It's not my spiritual experiences, or the nature of my testimony, or what moves me, or my feelings. If these are the things with which I identify salvation, I have it wrong. It is not a particular set of creeds that saves: things I believe or subscribe -- it is not my Calvinism that will save me, or my grasp of reformed doctrine, or my knowledge of the Bible. These are not the things with which I identify this salvation. No -- I must simply look to Jesus. He is the door. He is the frontpiece. He is the one thing by which I can identify God's salvation.
If I have a claim to salvation that is divorced from Jesus Christ, it is no salvation at all. It must be him. Jesus alone, in his glory and grandeur and finished work: absolute salvation is guaranteed to me in him. If his person and work are the basis of my salvation, I have it all right.
Second, I take the door as a SYMBOL OF ACCESS.
'If anyone enters by me he shall be saved'. Now I know that Jesus goes on in this verse to talk about going in and out and finding pasture; he is extending the imagery vividly, but the point is still clear. It is by entering THROUGH the door that a person is saved.
Could it be more simple or clear? By coming through this door, one is saved. No other door. No other access. No other way. Jesus is talking here in the most exclusive of terms. There is no other door into the kingdom, but there is a glorious door here.
The glory of it is that it is not locked. It is not even closed if the gospel is being preached. Perhaps the door of our heart is closed against Jesus. Perhaps he is not getting in. But the beauty of the gospel is that even though we may close our door against him, he does not close his door against us. His door is wide open.
This door is here to give access. We open the doors of the church so that people will get in. We do not open them so that people will stand outside admiring the doors; we don't open them so that people will stay at the threshold. We open the doors so that people will enter. The door is the point of access to the building.

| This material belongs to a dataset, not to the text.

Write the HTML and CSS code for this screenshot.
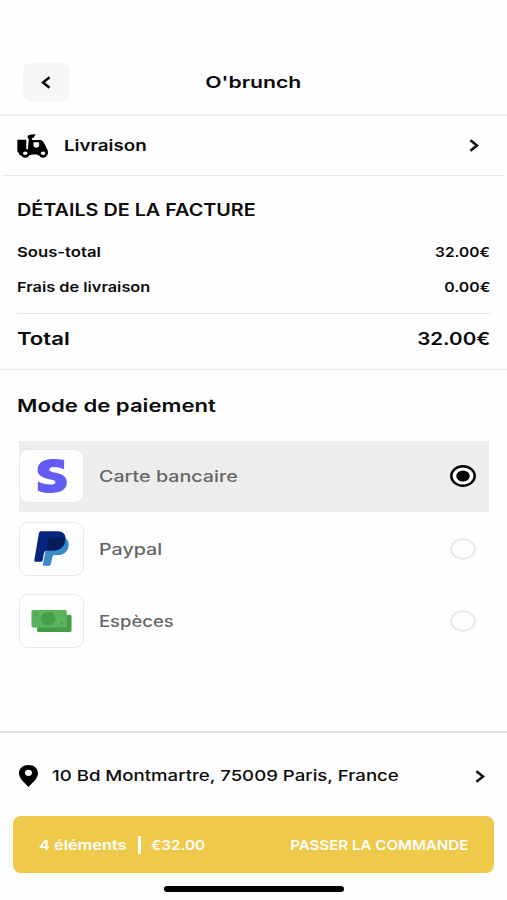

And here is Jesus, saying to us the same thing. 'I am the door'. Are there people who are content to stand and marvel at the door? Just stand and look, with an interest in Jesus, but they have never crossed the threshold. They have admired his life, his death, his teachings, his examples -- but they have never entered the building.
Jesus is saying that if he is the door, then he is there to give us access through himself into this salvation, and until we enter we cannot be in his kingdom. It is the same point that is made in the Sermon on the Mount: there is a narrow gate and way which lead to life (Matthew 7:13-14). But what is the point of knowing this unless we enter the gate and walk the way?
I have often referred to Martyn Lloyd-Jones' sermon on these words from Matthew. What is the strait gate like? Lloyd-Jones says: 'I like to think of it as a turnstile. It is just like a turnstile that admits one person at a time and no more. And it is so narrow that there are certain things which you simply cannot take through with you. It is exclusive from the very beginning' (Studies in the Sermon on the Mount, vol 2, p221). Think of a football stadium. All these thousands of spectators come in through the turnstiles one by one. That is how the great company of the redeemed enter the kingdom of God -- individually. They fill his house to overflowing, having entered the door one by one.
We enter churches this way. We don't let others enter for us -- we take the step ourselves. Wasn't it like this for Noah and his generation? He hears God's word and builds the ark. So there is a huge ark here; and it is going to rain for forty days and forty nights. There is not going to be any salvation anywhere; no one will be safe when God's judgement comes.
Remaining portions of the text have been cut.